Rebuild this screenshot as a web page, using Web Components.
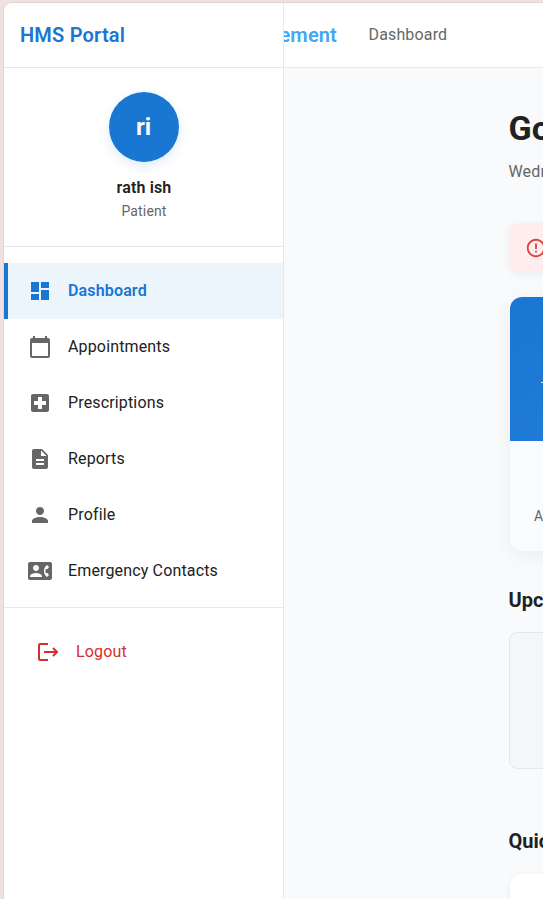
<!DOCTYPE html>
<html lang="en"><head><meta charset="utf-8"><title>HMS Portal</title>
<style>html,body{margin:0;height:100%;overflow:hidden}body{background:#f1e1e0;font-family:Roboto,"Liberation Sans",sans-serif;color:#212121}</style>
</head><body><hms-app></hms-app>
<script>
const define=(name,css,html)=>customElements.define(name,class extends HTMLElement{
  constructor(){super();this.attachShadow({mode:'open'}).innerHTML=`<style>*{box-sizing:border-box}${css}</style>`+(typeof html==='function'?html(this):html);}
});
const icons={
 dashboard:'M3 13h8V3H3v10zm0 8h8v-6H3v6zm10 0h8V11h-8v10zm0-18v6h8V3h-8z',
 calendar:'M20 3h-1V1h-2v2H7V1H5v2H4c-1.1 0-2 .9-2 2v16c0 1.100.9 2 2 2h16c1.100 0 2-.9 2-2V5c0-1.100-.9-2-2-2zm0 18H4V8h16v13z',
 hospital:'M19 3H5c-1.100 0-1.990.9-1.990 2L3 19c0 1.100.9 2 2 2h14c1.100 0 2-.9 2-2V5c0-1.100-.9-2-2-2zm-1 11h-4v4h-4v-4H6v-4h4V6h4v4h4v4z',
 file:'M14 2H6c-1.100 0-1.990.9-1.990 2L4 20c0 1.100.890 2 1.990 2H18c1.100 0 2-.9 2-2V8l-6-6zm2 16H8v-2h8v2zm0-4H8v-2h8v2zm-3-5V3.500L18.500 9H13z',
 person:'M12 12c2.210 0 4-1.790 4-4s-1.790-4-4-4-4 1.790-4 4 1.790 4 4 4zm0 2c-2.670 0-8 1.340-8 4v2h16v-2c0-2.660-5.330-4-8-4z',
 contact:'M22 3H2C.9 3 0 3.900 0 5v14c0 1.100.9 2 2 2h20c1.100 0 1.990-.9 1.990-2L24 5c0-1.100-.9-2-2-2zM8 6c1.660 0 3 1.340 3 3s-1.340 3-3 3-3-1.340-3-3 1.340-3 3-3zm6 12H2v-1c0-2 4-3.100 6-3.100s6 1.100 6 3.100v1zm3.850-4h1.640L21 16l-1.990 1.990c-1.310-.980-2.280-2.380-2.730-3.990-.180-.640-.280-1.310-.280-2s.1-1.360.280-2c.450-1.620 1.420-3.010 2.730-3.990L21 8l-1.510 2h-1.640c-.220.630-.350 1.300-.350 2s.130 1.370.350 2z',
 error:'M11 15h2v2h-2zm0-8h2v6h-2zm.99-5C6.470 2 2 6.480 2 12s4.470 10 9.990 10C17.520 22 22 17.520 22 12S17.520 2 11.990 2zM12 20c-4.420 0-8-3.580-8-8s3.580-8 8-8 8 3.580 8 8-3.580 8-8 8z'
};
define('hms-icon',':host{display:block;width:24px;height:24px;flex:none}svg{display:block;width:100%;height:100%}',el=>
 el.getAttribute('name')==='logout'
 ?'<svg viewBox="0 0 24 24" fill="none" stroke="currentColor" stroke-width="2"><path d="M12 4H4a1 1 0 0 0-1 1v14a1 1 0 0 0 1 1h8M8 12h13M17 8l4 4-4 4"/></svg>'
 :`<svg viewBox="0 0 24 24" fill="currentColor"><path d="${icons[el.getAttribute('name')]}"/></svg>`);
define('hms-nav-item',`:host{display:flex;align-items:center;gap:16px;height:56px;padding-left:24px;font-size:16px;line-height:24px;letter-spacing:.15px}
 hms-icon{color:#666}
 :host([active]){background:#ecf4fc;border-left:4px solid #1976d2;padding-left:20px;color:#1976d2;font-weight:600;letter-spacing:.15px}
 :host([active]) hms-icon{color:#1976d2}
 :host([danger]){padding-left:32px;color:#d32f2f}:host([danger]) hms-icon{color:#d32f2f}`,
 el=>`<hms-icon name="${el.getAttribute('icon')}"></hms-icon><span><slot></slot></span>`);
define('hms-profile',`:host{display:flex;flex-direction:column;align-items:center;height:179px;padding-top:24px;border-bottom:1px solid #e8e8e8}
 .avatar{width:70px;height:70px;border-radius:50%;background:#1976d2;color:#fff;display:grid;place-items:center;font-size:24px;font-weight:700;box-shadow:0 4px 12px #1976d226}
 .name{margin:14px 0 0 1px;font-size:16px;line-height:24px;font-weight:600;letter-spacing:.15px}.role{margin:1px 0 0 1px;font-size:14px;line-height:21px;color:#666;letter-spacing:.15px}`,
 '<div class="avatar">ri</div><div class="name">rath ish</div><div class="role">Patient</div>');
define('hms-sidebar',`:host{display:block;width:280px;flex:none;background:#fff;border-right:1px solid #e8e8e8}
 .title{height:65px;padding-left:16px;border-bottom:1px solid #e8e8e8;font-size:20px;line-height:64px;font-weight:600;color:#1976d2;letter-spacing:.2px}
 nav{padding:16px 0 8px;border-bottom:1px solid #e8e8e8}.exit{padding-top:16px}`,
 `<div class="title">HMS Portal</div><hms-profile></hms-profile><nav>
 <hms-nav-item icon="dashboard" active>Dashboard</hms-nav-item><hms-nav-item icon="calendar">Appointments</hms-nav-item>
 <hms-nav-item icon="hospital">Prescriptions</hms-nav-item><hms-nav-item icon="file">Reports</hms-nav-item>
 <hms-nav-item icon="person">Profile</hms-nav-item><hms-nav-item icon="contact">Emergency Contacts</hms-nav-item></nav>
 <div class="exit"><hms-nav-item icon="logout" danger>Logout</hms-nav-item></div>`);
define('hms-topbar',`:host{display:flex;height:65px;background:#fff;border-bottom:1px solid #e8e8e8;line-height:64px;white-space:nowrap}
 .brand{width:53px;display:flex;justify-content:flex-end;overflow:hidden;font-size:20px;font-weight:600;color:#42a5f5;letter-spacing:.15px}
 .page{margin-left:31.500px;font-size:16px;line-height:63px;color:#666;letter-spacing:.15px}`,
 '<div class="brand"><span>ement</span></div><div class="page">Dashboard</div>');
define('hms-alert',`:host{display:block;height:49px;padding:13px 14px;border-radius:8px;background:#ffeded;color:#d94343;box-shadow:0 2px 10px #0000000f}hms-icon{width:22px;height:22px;margin:1px}`,
 '<hms-icon name="error"></hms-icon>');
define('hms-summary',`:host{display:block;height:254px;border-radius:12px;overflow:hidden;background:#f8fcff;box-shadow:0 4px 20px #0000000f}
 .top{height:144px;padding:85px 0 0 31px;background:linear-gradient(150deg,#1976d2,#2882df)}i{display:block;width:20px;height:1px;background:#fffc}
 p{margin:65px 0 0 24px;font-size:14px;line-height:21px;color:#666}`,
 '<div class="top"><i></i></div><p>Appointments</p>');
define('hms-content',`:host{display:block;width:400px;margin-left:225px;padding-top:39px;white-space:nowrap}
 h1,h2,.date{text-indent:-.5px}
 h1{margin:0;font-size:34px;line-height:42px;font-weight:700}
 .date{margin-top:11px;font-size:16px;line-height:24px;color:#666;letter-spacing:.15px}
 hms-alert{margin:39px 0 0 1px}hms-summary{margin:25px 0 0 1px}
 h2{margin:34px 0 17px;font-size:20px;line-height:30px;font-weight:700}
 .empty{height:137px;border:1px solid #e5e7e9;border-radius:8px;background:#f5f6f8}
 h2.quick{margin:57px 0 18px}.card{height:150px;margin-left:1px;border-radius:12px;background:#fff;box-shadow:0 1px 6px #00000010}`,
 `<h1>Good</h1><div class="date">Wednesday</div><hms-alert></hms-alert><hms-summary></hms-summary><h2>Upcoming</h2><div class="empty"></div><h2 class="quick">Quick</h2><div class="card"></div>`);
define('hms-app',`:host{display:block;height:100vh;padding:3px 0 0 4px}
 .frame{display:flex;height:100%;overflow:hidden;border-radius:8px 0 0;background:#f9fafc;box-shadow:0 0 2px #0000002e}main{flex:1;min-width:0;overflow:hidden}`,
 '<div class="frame"><hms-sidebar></hms-sidebar><main><hms-topbar></hms-topbar><hms-content></hms-content></main></div>');
</script></body></html>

▸ Set exercise
Identify lines with the string "page". Copy each one.

▸ Written response
Rebuild this screenshot as a web page, using Web Components.
 .page{margin-left:31.500px;font-size:16px;line-height:63px;color:#666;letter-spacing:.15px}`,
 '<div class="brand"><span>ement</span></div><div class="page">Dashboard</div>');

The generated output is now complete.